Task: All of the data that follows should be retyped exactly, please, except the pictures.

Data extract:

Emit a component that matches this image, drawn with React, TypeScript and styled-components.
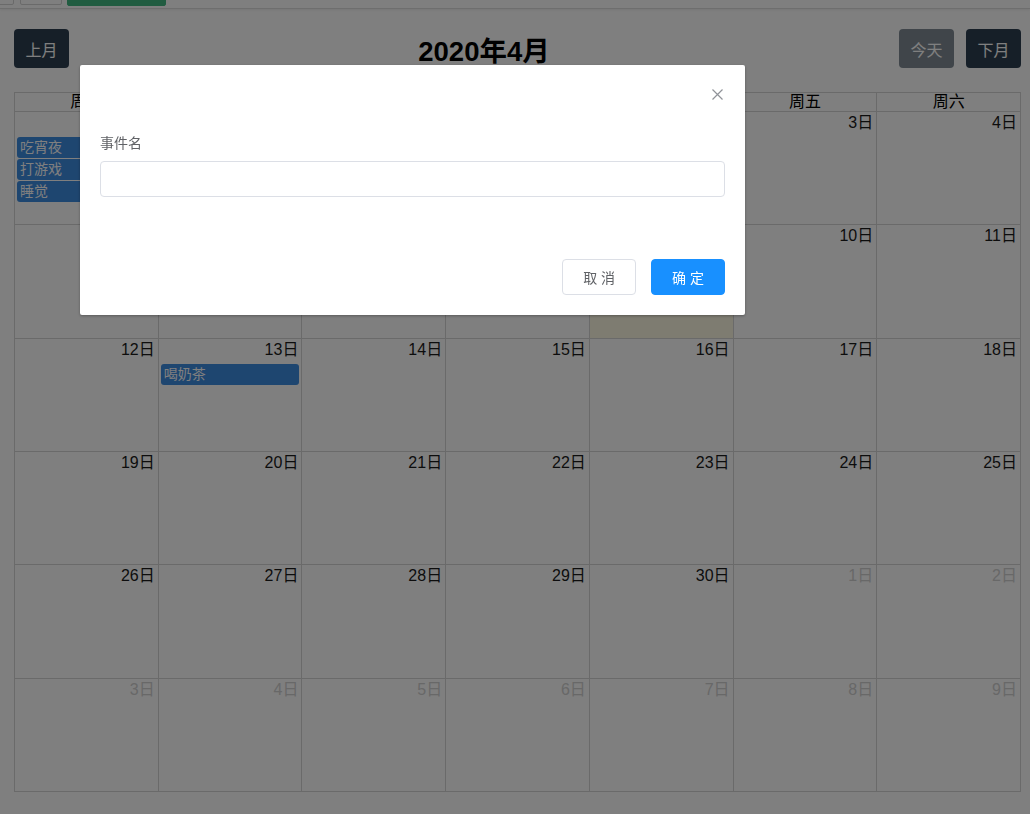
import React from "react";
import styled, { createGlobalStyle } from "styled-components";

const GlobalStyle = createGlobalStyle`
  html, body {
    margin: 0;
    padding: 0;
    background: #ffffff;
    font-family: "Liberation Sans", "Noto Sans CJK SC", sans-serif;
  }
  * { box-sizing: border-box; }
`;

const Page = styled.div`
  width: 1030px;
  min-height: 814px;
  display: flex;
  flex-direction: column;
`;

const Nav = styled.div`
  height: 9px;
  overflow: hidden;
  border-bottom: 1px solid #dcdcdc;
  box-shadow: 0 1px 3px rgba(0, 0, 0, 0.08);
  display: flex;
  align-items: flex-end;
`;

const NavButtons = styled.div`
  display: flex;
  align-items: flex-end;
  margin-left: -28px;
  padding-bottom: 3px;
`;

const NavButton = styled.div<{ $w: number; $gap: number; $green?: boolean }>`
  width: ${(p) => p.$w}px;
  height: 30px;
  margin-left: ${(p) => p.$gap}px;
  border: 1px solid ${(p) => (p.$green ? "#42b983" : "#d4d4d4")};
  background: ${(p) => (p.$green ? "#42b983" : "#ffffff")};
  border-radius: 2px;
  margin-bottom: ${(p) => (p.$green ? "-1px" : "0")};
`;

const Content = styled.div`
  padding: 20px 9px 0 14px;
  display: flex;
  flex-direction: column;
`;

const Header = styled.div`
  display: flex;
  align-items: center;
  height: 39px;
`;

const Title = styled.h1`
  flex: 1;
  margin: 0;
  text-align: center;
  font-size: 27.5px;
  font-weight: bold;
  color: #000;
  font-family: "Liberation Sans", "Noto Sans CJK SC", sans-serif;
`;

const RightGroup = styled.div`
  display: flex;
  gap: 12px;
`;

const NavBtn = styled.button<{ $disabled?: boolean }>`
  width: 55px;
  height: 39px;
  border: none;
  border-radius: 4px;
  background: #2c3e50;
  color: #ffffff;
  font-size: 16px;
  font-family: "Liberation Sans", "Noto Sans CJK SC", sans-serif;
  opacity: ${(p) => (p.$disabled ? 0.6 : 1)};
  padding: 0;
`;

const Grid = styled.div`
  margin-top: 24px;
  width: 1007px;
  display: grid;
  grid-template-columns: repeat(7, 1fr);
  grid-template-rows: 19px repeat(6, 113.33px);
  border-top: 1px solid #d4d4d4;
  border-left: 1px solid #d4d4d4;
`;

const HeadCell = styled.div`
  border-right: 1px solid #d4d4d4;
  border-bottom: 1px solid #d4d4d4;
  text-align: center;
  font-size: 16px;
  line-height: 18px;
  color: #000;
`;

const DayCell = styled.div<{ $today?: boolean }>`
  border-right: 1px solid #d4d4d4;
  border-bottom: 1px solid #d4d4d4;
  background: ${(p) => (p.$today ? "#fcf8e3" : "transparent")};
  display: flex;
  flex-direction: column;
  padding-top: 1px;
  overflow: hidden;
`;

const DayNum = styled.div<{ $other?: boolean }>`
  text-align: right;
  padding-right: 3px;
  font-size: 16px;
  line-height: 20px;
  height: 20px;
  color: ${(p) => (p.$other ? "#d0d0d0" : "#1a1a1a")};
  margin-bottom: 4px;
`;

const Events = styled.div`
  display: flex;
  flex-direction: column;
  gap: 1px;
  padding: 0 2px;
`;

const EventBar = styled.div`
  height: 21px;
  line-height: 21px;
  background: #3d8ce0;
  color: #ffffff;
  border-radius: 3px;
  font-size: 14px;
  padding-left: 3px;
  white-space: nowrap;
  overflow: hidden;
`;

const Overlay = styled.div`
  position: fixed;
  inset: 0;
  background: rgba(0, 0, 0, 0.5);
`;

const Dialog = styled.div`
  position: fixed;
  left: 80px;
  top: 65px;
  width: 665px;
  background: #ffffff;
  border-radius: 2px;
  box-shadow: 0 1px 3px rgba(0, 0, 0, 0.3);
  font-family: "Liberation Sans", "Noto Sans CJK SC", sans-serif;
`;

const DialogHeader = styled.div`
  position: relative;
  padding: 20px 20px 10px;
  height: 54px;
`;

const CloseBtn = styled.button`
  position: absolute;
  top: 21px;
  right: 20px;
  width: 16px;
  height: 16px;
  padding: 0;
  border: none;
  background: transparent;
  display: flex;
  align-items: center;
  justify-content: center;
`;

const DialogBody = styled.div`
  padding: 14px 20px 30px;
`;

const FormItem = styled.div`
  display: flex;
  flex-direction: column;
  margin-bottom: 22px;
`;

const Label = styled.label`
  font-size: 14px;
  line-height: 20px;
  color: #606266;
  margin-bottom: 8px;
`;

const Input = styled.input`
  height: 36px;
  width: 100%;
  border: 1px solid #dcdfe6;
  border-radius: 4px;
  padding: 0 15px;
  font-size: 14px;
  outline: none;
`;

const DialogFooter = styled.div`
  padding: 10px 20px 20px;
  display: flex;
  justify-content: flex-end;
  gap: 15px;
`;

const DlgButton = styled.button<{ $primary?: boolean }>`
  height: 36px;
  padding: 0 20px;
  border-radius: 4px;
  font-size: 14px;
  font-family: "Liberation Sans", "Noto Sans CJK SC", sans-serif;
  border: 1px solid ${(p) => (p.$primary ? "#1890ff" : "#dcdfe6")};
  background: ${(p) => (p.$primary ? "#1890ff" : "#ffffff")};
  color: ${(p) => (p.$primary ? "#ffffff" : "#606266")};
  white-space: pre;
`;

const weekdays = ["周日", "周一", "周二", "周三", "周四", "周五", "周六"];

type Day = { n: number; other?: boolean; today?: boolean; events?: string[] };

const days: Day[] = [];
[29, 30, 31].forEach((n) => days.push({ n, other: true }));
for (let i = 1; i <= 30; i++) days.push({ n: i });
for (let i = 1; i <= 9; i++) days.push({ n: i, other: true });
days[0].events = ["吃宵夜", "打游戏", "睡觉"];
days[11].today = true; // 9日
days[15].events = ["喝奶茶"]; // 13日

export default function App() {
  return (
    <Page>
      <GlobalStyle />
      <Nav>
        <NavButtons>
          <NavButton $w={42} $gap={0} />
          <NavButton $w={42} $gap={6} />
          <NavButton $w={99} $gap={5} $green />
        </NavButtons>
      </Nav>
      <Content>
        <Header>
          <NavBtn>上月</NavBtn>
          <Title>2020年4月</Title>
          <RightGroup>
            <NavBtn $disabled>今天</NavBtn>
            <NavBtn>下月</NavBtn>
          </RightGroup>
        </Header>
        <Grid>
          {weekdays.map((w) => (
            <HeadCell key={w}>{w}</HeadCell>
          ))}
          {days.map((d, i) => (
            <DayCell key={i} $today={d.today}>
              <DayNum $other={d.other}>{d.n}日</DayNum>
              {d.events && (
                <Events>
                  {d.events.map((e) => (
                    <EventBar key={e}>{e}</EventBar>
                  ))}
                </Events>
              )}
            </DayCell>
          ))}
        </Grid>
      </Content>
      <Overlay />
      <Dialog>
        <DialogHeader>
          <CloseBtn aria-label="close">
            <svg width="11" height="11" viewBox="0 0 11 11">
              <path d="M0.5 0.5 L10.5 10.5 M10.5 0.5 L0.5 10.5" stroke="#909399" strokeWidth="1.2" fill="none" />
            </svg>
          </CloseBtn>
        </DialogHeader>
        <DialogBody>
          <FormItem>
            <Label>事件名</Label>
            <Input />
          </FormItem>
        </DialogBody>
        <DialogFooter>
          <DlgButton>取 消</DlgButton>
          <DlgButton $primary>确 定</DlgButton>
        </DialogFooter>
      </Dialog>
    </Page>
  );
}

Solution below:
Emit a component that matches this image, drawn with React, TypeScript and styled-components.
import React from "react";
import styled, { createGlobalStyle } from "styled-components";

const GlobalStyle = createGlobalStyle`
  html, body {
    margin: 0;
    padding: 0;
    background: #ffffff;
    font-family: "Liberation Sans", "Noto Sans CJK SC", sans-serif;
  }
  * { box-sizing: border-box; }
`;

const Page = styled.div`
  width: 1030px;
  min-height: 814px;
  display: flex;
  flex-direction: column;
`;

const Nav = styled.div`
  height: 9px;
  overflow: hidden;
  border-bottom: 1px solid #dcdcdc;
  box-shadow: 0 1px 3px rgba(0, 0, 0, 0.08);
  display: flex;
  align-items: flex-end;
`;

const NavButtons = styled.div`
  display: flex;
  align-items: flex-end;
  margin-left: -28px;
  padding-bottom: 3px;
`;

const NavButton = styled.div<{ $w: number; $gap: number; $green?: boolean }>`
  width: ${(p) => p.$w}px;
  height: 30px;
  margin-left: ${(p) => p.$gap}px;
  border: 1px solid ${(p) => (p.$green ? "#42b983" : "#d4d4d4")};
  background: ${(p) => (p.$green ? "#42b983" : "#ffffff")};
  border-radius: 2px;
  margin-bottom: ${(p) => (p.$green ? "-1px" : "0")};
`;

const Content = styled.div`
  padding: 20px 9px 0 14px;
  display: flex;
  flex-direction: column;
`;

const Header = styled.div`
  display: flex;
  align-items: center;
  height: 39px;
`;

const Title = styled.h1`
  flex: 1;
  margin: 0;
  text-align: center;
  font-size: 27.5px;
  font-weight: bold;
  color: #000;
  font-family: "Liberation Sans", "Noto Sans CJK SC", sans-serif;
`;

const RightGroup = styled.div`
  display: flex;
  gap: 12px;
`;

const NavBtn = styled.button<{ $disabled?: boolean }>`
  width: 55px;
  height: 39px;
  border: none;
  border-radius: 4px;
  background: #2c3e50;
  color: #ffffff;
  font-size: 16px;
  font-family: "Liberation Sans", "Noto Sans CJK SC", sans-serif;
  opacity: ${(p) => (p.$disabled ? 0.6 : 1)};
  padding: 0;
`;

const Grid = styled.div`
  margin-top: 24px;
  width: 1007px;
  display: grid;
  grid-template-columns: repeat(7, 1fr);
  grid-template-rows: 19px repeat(6, 113.33px);
  border-top: 1px solid #d4d4d4;
  border-left: 1px solid #d4d4d4;
`;

const HeadCell = styled.div`
  border-right: 1px solid #d4d4d4;
  border-bottom: 1px solid #d4d4d4;
  text-align: center;
  font-size: 16px;
  line-height: 18px;
  color: #000;
`;

const DayCell = styled.div<{ $today?: boolean }>`
  border-right: 1px solid #d4d4d4;
  border-bottom: 1px solid #d4d4d4;
  background: ${(p) => (p.$today ? "#fcf8e3" : "transparent")};
  display: flex;
  flex-direction: column;
  padding-top: 1px;
  overflow: hidden;
`;

const DayNum = styled.div<{ $other?: boolean }>`
  text-align: right;
  padding-right: 3px;
  font-size: 16px;
  line-height: 20px;
  height: 20px;
  color: ${(p) => (p.$other ? "#d0d0d0" : "#1a1a1a")};
  margin-bottom: 4px;
`;

const Events = styled.div`
  display: flex;
  flex-direction: column;
  gap: 1px;
  padding: 0 2px;
`;

const EventBar = styled.div`
  height: 21px;
  line-height: 21px;
  background: #3d8ce0;
  color: #ffffff;
  border-radius: 3px;
  font-size: 14px;
  padding-left: 3px;
  white-space: nowrap;
  overflow: hidden;
`;

const Overlay = styled.div`
  position: fixed;
  inset: 0;
  background: rgba(0, 0, 0, 0.5);
`;

const Dialog = styled.div`
  position: fixed;
  left: 80px;
  top: 65px;
  width: 665px;
  background: #ffffff;
  border-radius: 2px;
  box-shadow: 0 1px 3px rgba(0, 0, 0, 0.3);
  font-family: "Liberation Sans", "Noto Sans CJK SC", sans-serif;
`;

const DialogHeader = styled.div`
  position: relative;
  padding: 20px 20px 10px;
  height: 54px;
`;

const CloseBtn = styled.button`
  position: absolute;
  top: 21px;
  right: 20px;
  width: 16px;
  height: 16px;
  padding: 0;
  border: none;
  background: transparent;
  display: flex;
  align-items: center;
  justify-content: center;
`;

const DialogBody = styled.div`
  padding: 14px 20px 30px;
`;

const FormItem = styled.div`
  display: flex;
  flex-direction: column;
  margin-bottom: 22px;
`;

const Label = styled.label`
  font-size: 14px;
  line-height: 20px;
  color: #606266;
  margin-bottom: 8px;
`;

const Input = styled.input`
  height: 36px;
  width: 100%;
  border: 1px solid #dcdfe6;
  border-radius: 4px;
  padding: 0 15px;
  font-size: 14px;
  outline: none;
`;

const DialogFooter = styled.div`
  padding: 10px 20px 20px;
  display: flex;
  justify-content: flex-end;
  gap: 15px;
`;

const DlgButton = styled.button<{ $primary?: boolean }>`
  height: 36px;
  padding: 0 20px;
  border-radius: 4px;
  font-size: 14px;
  font-family: "Liberation Sans", "Noto Sans CJK SC", sans-serif;
  border: 1px solid ${(p) => (p.$primary ? "#1890ff" : "#dcdfe6")};
  background: ${(p) => (p.$primary ? "#1890ff" : "#ffffff")};
  color: ${(p) => (p.$primary ? "#ffffff" : "#606266")};
  white-space: pre;
`;

const weekdays = ["周日", "周一", "周二", "周三", "周四", "周五", "周六"];

type Day = { n: number; other?: boolean; today?: boolean; events?: string[] };

const days: Day[] = [];
[29, 30, 31].forEach((n) => days.push({ n, other: true }));
for (let i = 1; i <= 30; i++) days.push({ n: i });
for (let i = 1; i <= 9; i++) days.push({ n: i, other: true });
days[0].events = ["吃宵夜", "打游戏", "睡觉"];
days[11].today = true; // 9日
days[15].events = ["喝奶茶"]; // 13日

export default function App() {
  return (
    <Page>
      <GlobalStyle />
      <Nav>
        <NavButtons>
          <NavButton $w={42} $gap={0} />
          <NavButton $w={42} $gap={6} />
          <NavButton $w={99} $gap={5} $green />
        </NavButtons>
      </Nav>
      <Content>
        <Header>
          <NavBtn>上月</NavBtn>
          <Title>2020年4月</Title>
          <RightGroup>
            <NavBtn $disabled>今天</NavBtn>
            <NavBtn>下月</NavBtn>
          </RightGroup>
        </Header>
        <Grid>
          {weekdays.map((w) => (
            <HeadCell key={w}>{w}</HeadCell>
          ))}
          {days.map((d, i) => (
            <DayCell key={i} $today={d.today}>
              <DayNum $other={d.other}>{d.n}日</DayNum>
              {d.events && (
                <Events>
                  {d.events.map((e) => (
                    <EventBar key={e}>{e}</EventBar>
                  ))}
                </Events>
              )}
            </DayCell>
          ))}
        </Grid>
      </Content>
      <Overlay />
      <Dialog>
        <DialogHeader>
          <CloseBtn aria-label="close">
            <svg width="11" height="11" viewBox="0 0 11 11">
              <path d="M0.5 0.5 L10.5 10.5 M10.5 0.5 L0.5 10.5" stroke="#909399" strokeWidth="1.2" fill="none" />
            </svg>
          </CloseBtn>
        </DialogHeader>
        <DialogBody>
          <FormItem>
            <Label>事件名</Label>
            <Input />
          </FormItem>
        </DialogBody>
        <DialogFooter>
          <DlgButton>取 消</DlgButton>
          <DlgButton $primary>确 定</DlgButton>
        </DialogFooter>
      </Dialog>
    </Page>
  );
}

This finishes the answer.